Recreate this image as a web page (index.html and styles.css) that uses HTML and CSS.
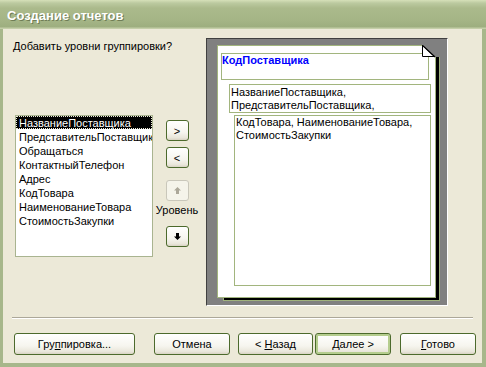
FILE: index.html
```html
<!DOCTYPE html>
<html lang="ru">
  <head>
    <meta charset="UTF-8" />
    <meta name="viewport" content="width=device-width, initial-scale=1.0" />
    <title>Создание отчетов</title>
    <link rel="stylesheet" href="styles.css">
  </head>
  <body>
    <div class="window">
      <div class="titlebar"><span class="title">Создание отчетов</span></div>
      <div class="client">
        <div class="main">
          <div class="left">
            <div class="prompt">Добавить уровни группировки?</div>
            <div class="picker">
              <ul class="listbox">
                <li class="selected">НазваниеПоставщика</li>
                <li>ПредставительПоставщика</li>
                <li>Обращаться</li>
                <li>КонтактныйТелефон</li>
                <li>Адрес</li>
                <li>КодТовара</li>
                <li>НаименованиеТовара</li>
                <li>СтоимостьЗакупки</li>
              </ul>
              <div class="movers">
                <button class="small add">&gt;</button>
                <button class="small remove">&lt;</button>
                <button class="small up" disabled>
                  <svg width="7" height="7" viewBox="0 0 7 7"><polygon points="3.5,0 7,3.5 5,3.5 5,7 2,7 2,3.5 0,3.5" fill="#aca899"/></svg>
                </button>
                <span class="level">Уровень</span>
                <button class="small down">
                  <svg width="7" height="7" viewBox="0 0 7 7"><polygon points="2,0 5,0 5,3.5 7,3.5 3.5,7 0,3.5 2,3.5" fill="#000"/></svg>
                </button>
              </div>
            </div>
          </div>
          <div class="preview">
            <div class="page">
              <div class="group g1">КодПоставщика</div>
              <div class="group g2">НазваниеПоставщика,<br>ПредставительПоставщика,</div>
              <div class="group g3">КодТовара, НаименованиеТовара,<br>СтоимостьЗакупки</div>
              <svg class="fold" width="18" height="13" viewBox="0 0 18 13">
                <polygon points="0,0 18,0 18,12 13,12" fill="#808080"/>
                <polygon points="0.5,0.5 0.5,11.5 12.5,11.5" fill="#fff" stroke="#000" stroke-width="1"/>
                <line x1="0" y1="0" x2="13" y2="12" stroke="#000" stroke-width="1.2"/>
              </svg>
            </div>
          </div>
        </div>
        <div class="separator"></div>
        <div class="buttons">
          <button class="btn btn-group">Гру<u>п</u>пировка...</button>
          <button class="btn btn-cancel">Отмена</button>
          <button class="btn btn-back">&lt; <u>Н</u>азад</button>
          <button class="btn btn-next default"><u>Д</u>алее &gt;</button>
          <button class="btn btn-done"><u>Г</u>отово</button>
        </div>
      </div>
    </div>
  </body>
</html>
```

FILE: styles.css
```css
body {
  margin: 0;
  font-family: "Liberation Sans", Arial, sans-serif;
  font-size: 11px;
  background: #ece9d8;
}

.window {
  width: 486px;
  height: 367px;
  display: flex;
  flex-direction: column;
  background: #ece9d8;
}

.titlebar {
  height: 29px;
  box-sizing: border-box;
  padding: 3px 0 0 7px;
  line-height: 26px;
  background: linear-gradient(#d6e0b9 0, #bccaa0 3px, #abba8c 8px, #a5b586 20px, #9dae7f 27px, #c4cea8 28px);
}
.title {
  color: #fff;
  font-weight: bold;
  font-size: 13px;
  text-shadow: 1px 1px 0 #6f7d55;
}

.client {
  flex: 1;
  border-left: 3px solid #a7b78b;
  border-right: 4px solid #a7b78b;
  border-bottom: 4px solid #a7b78b;
}

.main {
  display: flex;
  padding-top: 9px;
}

.left {
  width: 193px;
  padding-left: 10px;
}
.prompt {
  margin-top: 2px;
  line-height: 13px;
}

.picker {
  display: flex;
  margin-top: 62px;
  margin-left: 2px;
}

.listbox {
  width: 138px;
  height: 142px;
  box-sizing: border-box;
  margin: 0;
  padding: 0;
  list-style: none;
  border: 1px solid #a9b490;
  background: #fff;
  overflow: hidden;
  white-space: nowrap;
}
.listbox li {
  line-height: 14px;
  height: 14px;
  padding-left: 3px;
  overflow: hidden;
}
.listbox .selected {
  height: 13px;
  margin-bottom: 1px;
  line-height: 14px;
  background: #000;
  color: #fff;
  outline: 1px dotted #ece9d8;
  outline-offset: -1px;
}

.movers {
  width: 46px;
  margin-left: 1px;
  display: flex;
  flex-direction: column;
  align-items: center;
}
.level {
  margin-top: 3px;
  line-height: 13px;
}

button {
  font-family: "Liberation Sans", Arial, sans-serif;
  font-size: 11px;
  color: #000;
  padding: 0;
  border: 1px solid #4c6a2c;
  border-radius: 3px;
  background: linear-gradient(#ffffff, #f6f5ee 60%, #e9e6da 88%, #d8d3c3);
}
button:disabled {
  border-color: #c9c7ba;
  background: #f5f4ea;
}
button u {
  text-decoration: underline;
}

.small {
  width: 23px;
  height: 21px;
  display: flex;
  align-items: center;
  justify-content: center;
}
.add {
  margin-top: 5px;
}
.remove {
  margin-top: 6px;
}
.up {
  margin-top: 12px;
}
.down {
  margin-top: 9px;
}

.preview {
  width: 242px;
  height: 268px;
  box-sizing: border-box;
  background: #808080;
  border: 1px solid;
  border-color: #404040 #fff #fff #404040;
}

.page {
  position: relative;
  width: 219px;
  height: 253px;
  box-sizing: border-box;
  margin: 6px 0 0 10px;
  background: #fff;
  border: 1px solid #a2b57e;
  box-shadow: 5px 4px 0 -2px #000, 5px 4px 0 -1px #9fb27c;
  line-height: 13px;
}

.group {
  box-sizing: border-box;
  border: 1px solid #a2b57e;
  white-space: nowrap;
}
.g1 {
  width: 208px;
  height: 27px;
  margin: 7px 0 0 3px;
  color: #0000ff;
  font-weight: bold;
}
.g2 {
  width: 202px;
  height: 29px;
  margin: 4px 0 0 11px;
  padding: 1px 0 0 1px;
}
.g3 {
  width: 197px;
  height: 171px;
  margin: 2px 0 0 16px;
  padding-left: 1px;
}

.fold {
  position: absolute;
  top: -1px;
  right: -5px;
  display: block;
}

.separator {
  margin: 11px 0 0 9px;
  width: 461px;
  height: 1px;
  background: #aca899;
  border-bottom: 1px solid #fff;
}

.buttons {
  display: flex;
  margin-top: 14px;
}
.btn {
  height: 22px;
  width: 76px;
}
.btn-group {
  width: 121px;
  margin-left: 11px;
}
.btn-cancel {
  margin-left: 19px;
}
.btn-back {
  width: 75px;
  margin-left: 8px;
}
.btn-next {
  margin-left: 2px;
}
.btn-done {
  margin-left: 9px;
}
.default {
  box-shadow: inset 0 0 0 2px #b5cd8e;
}
```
◆ ◆ ◆ ◆
• **Requirements**
Copy the listing over exactly, skipping the pictures it holds.

• **Answer**
Recreate this image as a web page (index.html and styles.css) that uses HTML and CSS.
FILE: index.html
```html
<!DOCTYPE html>
<html lang="ru">
  <head>
    <meta charset="UTF-8" />
    <meta name="viewport" content="width=device-width, initial-scale=1.0" />
    <title>Создание отчетов</title>
    <link rel="stylesheet" href="styles.css">
  </head>
  <body>
    <div class="window">
      <div class="titlebar"><span class="title">Создание отчетов</span></div>
      <div class="client">
        <div class="main">
          <div class="left">
            <div class="prompt">Добавить уровни группировки?</div>
            <div class="picker">
              <ul class="listbox">
                <li class="selected">НазваниеПоставщика</li>
                <li>ПредставительПоставщика</li>
                <li>Обращаться</li>
                <li>КонтактныйТелефон</li>
                <li>Адрес</li>
                <li>КодТовара</li>
                <li>НаименованиеТовара</li>
                <li>СтоимостьЗакупки</li>
              </ul>
              <div class="movers">
                <button class="small add">&gt;</button>
                <button class="small remove">&lt;</button>
                <button class="small up" disabled>
                  <svg width="7" height="7" viewBox="0 0 7 7"><polygon points="3.5,0 7,3.5 5,3.5 5,7 2,7 2,3.5 0,3.5" fill="#aca899"/></svg>
                </button>
                <span class="level">Уровень</span>
                <button class="small down">
                  <svg width="7" height="7" viewBox="0 0 7 7"><polygon points="2,0 5,0 5,3.5 7,3.5 3.5,7 0,3.5 2,3.5" fill="#000"/></svg>
                </button>
              </div>
            </div>
          </div>
          <div class="preview">
            <div class="page">
              <div class="group g1">КодПоставщика</div>
              <div class="group g2">НазваниеПоставщика,<br>ПредставительПоставщика,</div>
              <div class="group g3">КодТовара, НаименованиеТовара,<br>СтоимостьЗакупки</div>
              <svg class="fold" width="18" height="13" viewBox="0 0 18 13">
                <polygon points="0,0 18,0 18,12 13,12" fill="#808080"/>
                <polygon points="0.5,0.5 0.5,11.5 12.5,11.5" fill="#fff" stroke="#000" stroke-width="1"/>
                <line x1="0" y1="0" x2="13" y2="12" stroke="#000" stroke-width="1.2"/>
              </svg>
            </div>
          </div>
        </div>
        <div class="separator"></div>
        <div class="buttons">
          <button class="btn btn-group">Гру<u>п</u>пировка...</button>
          <button class="btn btn-cancel">Отмена</button>
          <button class="btn btn-back">&lt; <u>Н</u>азад</button>
          <button class="btn btn-next default"><u>Д</u>алее &gt;</button>
          <button class="btn btn-done"><u>Г</u>отово</button>
        </div>
      </div>
    </div>
  </body>
</html>
```

FILE: styles.css
```css
body {
  margin: 0;
  font-family: "Liberation Sans", Arial, sans-serif;
  font-size: 11px;
  background: #ece9d8;
}

.window {
  width: 486px;
  height: 367px;
  display: flex;
  flex-direction: column;
  background: #ece9d8;
}

.titlebar {
  height: 29px;
  box-sizing: border-box;
  padding: 3px 0 0 7px;
  line-height: 26px;
  background: linear-gradient(#d6e0b9 0, #bccaa0 3px, #abba8c 8px, #a5b586 20px, #9dae7f 27px, #c4cea8 28px);
}
.title {
  color: #fff;
  font-weight: bold;
  font-size: 13px;
  text-shadow: 1px 1px 0 #6f7d55;
}

.client {
  flex: 1;
  border-left: 3px solid #a7b78b;
  border-right: 4px solid #a7b78b;
  border-bottom: 4px solid #a7b78b;
}

.main {
  display: flex;
  padding-top: 9px;
}

.left {
  width: 193px;
  padding-left: 10px;
}
.prompt {
  margin-top: 2px;
  line-height: 13px;
}

.picker {
  display: flex;
  margin-top: 62px;
  margin-left: 2px;
}

.listbox {
  width: 138px;
  height: 142px;
  box-sizing: border-box;
  margin: 0;
  padding: 0;
  list-style: none;
  border: 1px solid #a9b490;
  background: #fff;
  overflow: hidden;
  white-space: nowrap;
}
.listbox li {
  line-height: 14px;
  height: 14px;
  padding-left: 3px;
  overflow: hidden;
}
.listbox .selected {
  height: 13px;
  margin-bottom: 1px;
  line-height: 14px;
  background: #000;
  color: #fff;
  outline: 1px dotted #ece9d8;
  outline-offset: -1px;
}

.movers {
  width: 46px;
  margin-left: 1px;
  display: flex;
  flex-direction: column;
  align-items: center;
}
.level {
  margin-top: 3px;
  line-height: 13px;
}

button {
  font-family: "Liberation Sans", Arial, sans-serif;
  font-size: 11px;
  color: #000;
  padding: 0;
  border: 1px solid #4c6a2c;
  border-radius: 3px;
  background: linear-gradient(#ffffff, #f6f5ee 60%, #e9e6da 88%, #d8d3c3);
}
button:disabled {
  border-color: #c9c7ba;
  background: #f5f4ea;
}
button u {
  text-decoration: underline;
}

.small {
  width: 23px;
  height: 21px;
  display: flex;
  align-items: center;
  justify-content: center;
}
.add {
  margin-top: 5px;
}
.remove {
  margin-top: 6px;
}
.up {
  margin-top: 12px;
}
.down {
  margin-top: 9px;
}

.preview {
  width: 242px;
  height: 268px;
  box-sizing: border-box;
  background: #808080;
  border: 1px solid;
  border-color: #404040 #fff #fff #404040;
}

.page {
  position: relative;
  width: 219px;
  height: 253px;
  box-sizing: border-box;
  margin: 6px 0 0 10px;
  background: #fff;
  border: 1px solid #a2b57e;
  box-shadow: 5px 4px 0 -2px #000, 5px 4px 0 -1px #9fb27c;
  line-height: 13px;
}

.group {
  box-sizing: border-box;
  border: 1px solid #a2b57e;
  white-space: nowrap;
}
.g1 {
  width: 208px;
  height: 27px;
  margin: 7px 0 0 3px;
  color: #0000ff;
  font-weight: bold;
}
.g2 {
  width: 202px;
  height: 29px;
  margin: 4px 0 0 11px;
  padding: 1px 0 0 1px;
}
.g3 {
  width: 197px;
  height: 171px;
  margin: 2px 0 0 16px;
  padding-left: 1px;
}

.fold {
  position: absolute;
  top: -1px;
  right: -5px;
  display: block;
}

.separator {
  margin: 11px 0 0 9px;
  width: 461px;
  height: 1px;
  background: #aca899;
  border-bottom: 1px solid #fff;
}

.buttons {
  display: flex;
  margin-top: 14px;
}
.btn {
  height: 22px;
  width: 76px;
}
.btn-group {
  width: 121px;
  margin-left: 11px;
}
.btn-cancel {
  margin-left: 19px;
}
.btn-back {
  width: 75px;
  margin-left: 8px;
}
.btn-next {
  margin-left: 2px;
}
.btn-done {
  margin-left: 9px;
}
.default {
  box-shadow: inset 0 0 0 2px #b5cd8e;
}
```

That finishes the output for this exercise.